EXERCISE INSTRUCTIONS. Omit the pictures and print exactly the lines of the listing below, starting at the first and ending at the line containing "string; sim: Row;".

————————

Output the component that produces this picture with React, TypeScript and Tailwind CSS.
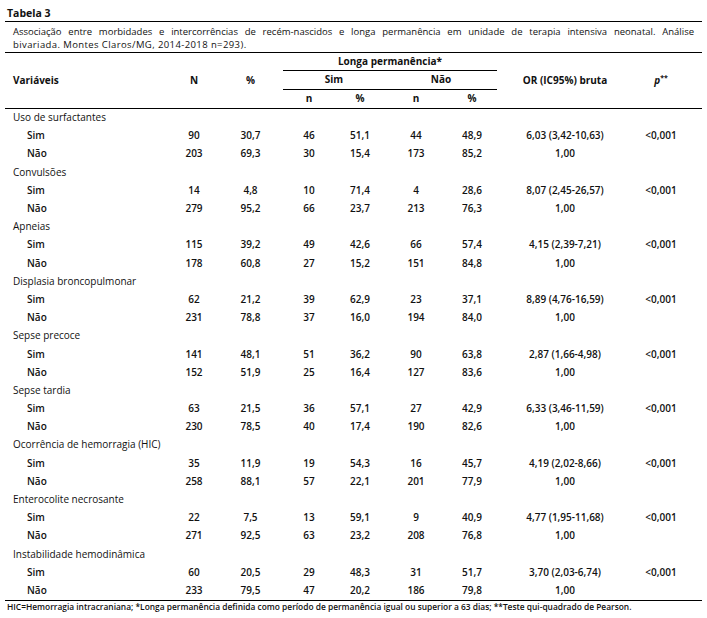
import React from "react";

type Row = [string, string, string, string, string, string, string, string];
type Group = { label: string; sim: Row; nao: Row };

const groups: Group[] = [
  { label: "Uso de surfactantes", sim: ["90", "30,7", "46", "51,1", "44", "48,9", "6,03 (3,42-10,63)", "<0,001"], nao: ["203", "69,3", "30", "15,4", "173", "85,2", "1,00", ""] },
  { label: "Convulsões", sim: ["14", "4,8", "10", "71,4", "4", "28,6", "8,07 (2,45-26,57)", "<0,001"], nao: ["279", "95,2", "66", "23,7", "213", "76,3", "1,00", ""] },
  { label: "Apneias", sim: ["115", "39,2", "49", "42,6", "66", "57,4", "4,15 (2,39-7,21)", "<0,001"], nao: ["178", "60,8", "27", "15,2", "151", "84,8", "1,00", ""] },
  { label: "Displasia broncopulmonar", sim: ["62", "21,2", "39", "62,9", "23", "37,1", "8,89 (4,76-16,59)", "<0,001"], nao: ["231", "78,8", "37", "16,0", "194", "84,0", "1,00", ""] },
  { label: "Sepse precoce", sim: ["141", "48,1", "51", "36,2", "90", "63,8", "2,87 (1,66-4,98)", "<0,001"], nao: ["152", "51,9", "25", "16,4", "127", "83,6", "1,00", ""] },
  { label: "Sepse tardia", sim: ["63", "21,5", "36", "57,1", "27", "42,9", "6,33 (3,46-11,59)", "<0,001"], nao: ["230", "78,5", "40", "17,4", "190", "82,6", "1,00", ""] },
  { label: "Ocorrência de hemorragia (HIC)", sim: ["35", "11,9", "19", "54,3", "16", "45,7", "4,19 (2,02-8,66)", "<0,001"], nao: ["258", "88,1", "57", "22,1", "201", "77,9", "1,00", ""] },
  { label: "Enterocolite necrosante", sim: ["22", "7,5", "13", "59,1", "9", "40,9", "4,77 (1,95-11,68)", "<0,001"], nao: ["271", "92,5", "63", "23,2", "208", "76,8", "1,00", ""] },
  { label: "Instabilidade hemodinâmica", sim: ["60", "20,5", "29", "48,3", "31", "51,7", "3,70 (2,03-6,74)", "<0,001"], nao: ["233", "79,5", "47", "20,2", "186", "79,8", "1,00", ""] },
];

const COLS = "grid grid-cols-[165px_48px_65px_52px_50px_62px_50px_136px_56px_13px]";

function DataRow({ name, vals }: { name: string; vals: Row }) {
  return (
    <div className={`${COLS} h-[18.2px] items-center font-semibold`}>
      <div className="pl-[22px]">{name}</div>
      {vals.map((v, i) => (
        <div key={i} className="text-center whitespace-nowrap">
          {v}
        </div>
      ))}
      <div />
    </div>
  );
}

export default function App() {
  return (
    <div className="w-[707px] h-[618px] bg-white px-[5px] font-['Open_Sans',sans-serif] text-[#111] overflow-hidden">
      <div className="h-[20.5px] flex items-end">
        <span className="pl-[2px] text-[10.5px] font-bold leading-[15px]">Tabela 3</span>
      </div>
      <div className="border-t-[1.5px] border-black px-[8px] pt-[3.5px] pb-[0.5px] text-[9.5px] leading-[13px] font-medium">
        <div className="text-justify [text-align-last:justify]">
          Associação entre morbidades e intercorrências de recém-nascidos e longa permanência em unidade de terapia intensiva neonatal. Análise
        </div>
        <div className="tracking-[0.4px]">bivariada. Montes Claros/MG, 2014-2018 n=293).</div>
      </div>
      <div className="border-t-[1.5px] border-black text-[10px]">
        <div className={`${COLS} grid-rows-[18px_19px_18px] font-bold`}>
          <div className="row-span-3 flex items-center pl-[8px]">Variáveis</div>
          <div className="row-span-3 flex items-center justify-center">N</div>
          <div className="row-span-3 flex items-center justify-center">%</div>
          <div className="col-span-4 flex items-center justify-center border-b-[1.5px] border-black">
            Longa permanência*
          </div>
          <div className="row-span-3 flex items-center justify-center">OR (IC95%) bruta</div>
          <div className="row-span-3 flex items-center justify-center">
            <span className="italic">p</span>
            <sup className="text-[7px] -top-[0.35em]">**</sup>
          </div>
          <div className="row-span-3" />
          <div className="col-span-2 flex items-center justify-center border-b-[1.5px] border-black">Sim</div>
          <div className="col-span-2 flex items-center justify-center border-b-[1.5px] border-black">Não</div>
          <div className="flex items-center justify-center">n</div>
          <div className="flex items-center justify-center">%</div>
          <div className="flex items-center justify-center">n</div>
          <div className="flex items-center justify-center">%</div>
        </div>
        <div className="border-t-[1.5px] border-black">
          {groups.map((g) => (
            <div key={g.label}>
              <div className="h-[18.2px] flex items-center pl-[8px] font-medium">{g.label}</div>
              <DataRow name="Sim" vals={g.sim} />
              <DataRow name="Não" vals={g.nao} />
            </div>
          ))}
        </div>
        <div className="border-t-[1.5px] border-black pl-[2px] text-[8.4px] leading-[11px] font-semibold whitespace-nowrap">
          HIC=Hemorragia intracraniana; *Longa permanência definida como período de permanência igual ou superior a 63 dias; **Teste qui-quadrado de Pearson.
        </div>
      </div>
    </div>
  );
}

————————

TASK OUTPUT.
Output the component that produces this picture with React, TypeScript and Tailwind CSS.
import React from "react";

type Row = [string, string, string, string, string, string, string, string];
type Group = { label: string; sim: Row; nao: Row };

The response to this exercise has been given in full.